Lastly, the limited right of intervention and participation contemplated by the majority neglects legislative history that clearly establishes that this section should be interpreted broadly. The section quoted by the majority demonstrates this point. See majority opinion, at 871-72.
Having established that the right of intervention is to be determined by state law, the next question is what state law? I suggest the best resolution lies in this court requiring that the City of Seattle follow its administrative code in these proceedings. Such a result is consistent both with present state law and the goals of PURPA. The majority admits the Seattle Administrative Code could easily be interpreted to apply to the case at hand but implicitly asserts that such an interpretation exceeds the commonsense limits. I disagree.
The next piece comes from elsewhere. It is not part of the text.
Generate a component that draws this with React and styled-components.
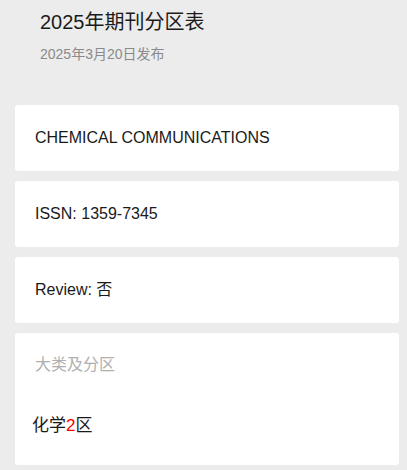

Setting of electrical rates is the precise type of "regulation of future effect" which lends itself to the protections of the Seattle Administrative Code. If we as a court were to find ratemaking is a rule under the administrative code, ratepayers would be entitled to notice and a hearing on the adoption of the rates, instead of the limited notice and opportunity to comment allowed by the City in this case. This result would insure ratepayers notice and an opportunity to comment on the City's final rate design. This opportunity was denied by the City's last minute substitution of a new rate scheme, proposed hours before the public meeting.
Finally, by making the City's decision subject to hearing and comment under the administrative code, the court *878would have established a basis for participation which is more consistent with the procedural rights granted in PURPA. I would therefore reverse summary judgment and require the City of Seattle to conform to its own administrative code when engaging in the ratemaking process.
Williams, C.J., and Dore, J., concur with Rosellini, J.